STORY AND PHOTOS BY VPOPR
Nerves of steel, childcare, military precision organisation and coffee – lots and lots of coffee – are just some of the aids I use to study with three children under the age of four.
There have been skirmishes, illnesses, hospital visits and sleepless nights that have threatened to undo all my long hours slumped over a hot Mac and Google Scholar. What kept me going was the need to catch up with a world that had moved on while I had been mothering and working part time for pre social media era employers.
Amidst it all I have two, going on three, diplomas to show for the past two years. I’m most proud of my Student of the Year Award that I dedicated to my parents for picking up the children when classes went on into the night. That and breastfeeding my youngest son until six months ago with the help of a very understanding Student Association, who let me use their boardroom every break between classes so that I could keep expressing milk and using their freezer to keep it in.

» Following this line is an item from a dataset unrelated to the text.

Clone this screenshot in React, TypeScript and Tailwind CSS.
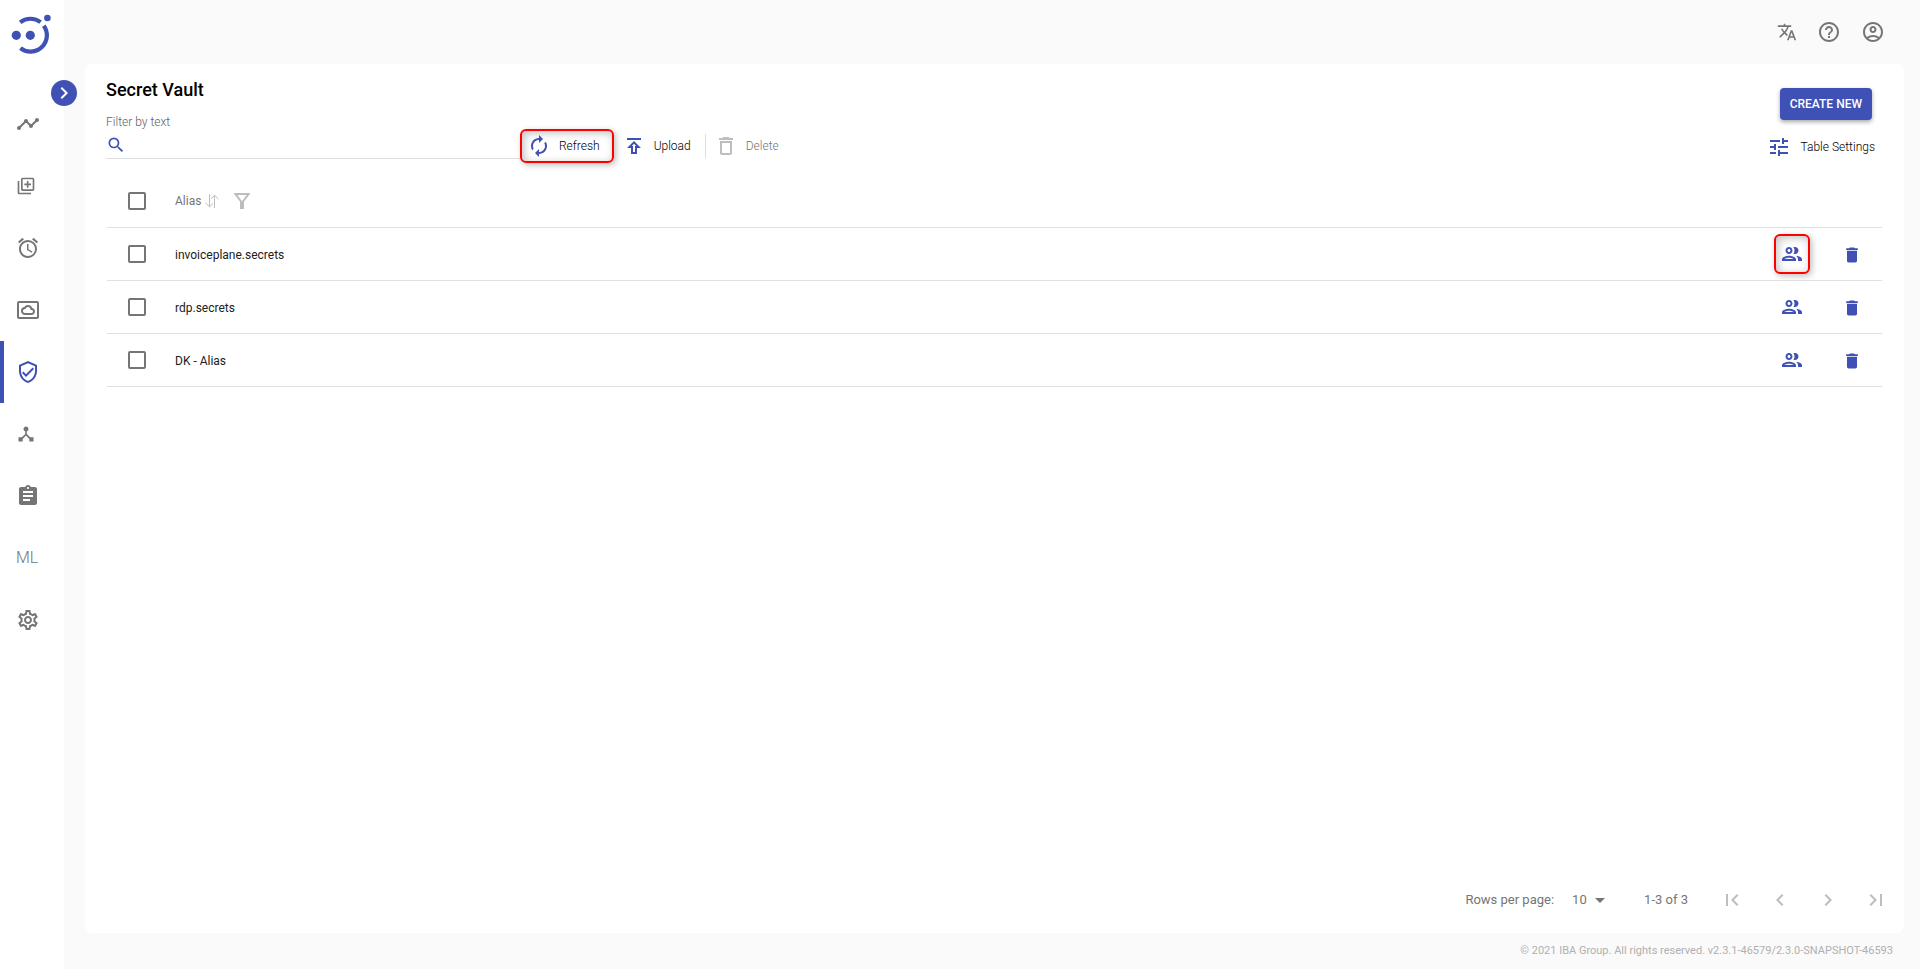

Parenting with a hangover is impossible and being a single mother I haven’t had to deal with lousy lovers or horrid bosses that may take up a lot of energy and brain space for regular students. But my responsibilities are different, and margins of error narrower.
One of the ways in which I found time to study was being strict with my time. After watching the news I turn off the TV and give myself 10 minutes for social media updates before hitting the books.
Because studying, writing or sometimes even thinking can be impossible against the din of family life I learnt that rather than be frustrated I wait until everyone is in bed before I begin to work. I became quite a proficient one-handed typist when my youngest wouldn’t sleep anywhere else but in my lap, and I used my diary to map out group work meet-ups.
Another essential item in my tool kit is a Gantt chart to break every assignment alongside the percentage of the grade they’re worth to work out how to best use my time.
That sure that I start working on projects when they’re important not urgent so that when things do hit the fan, as they potentially will, that I still have time to deliver them.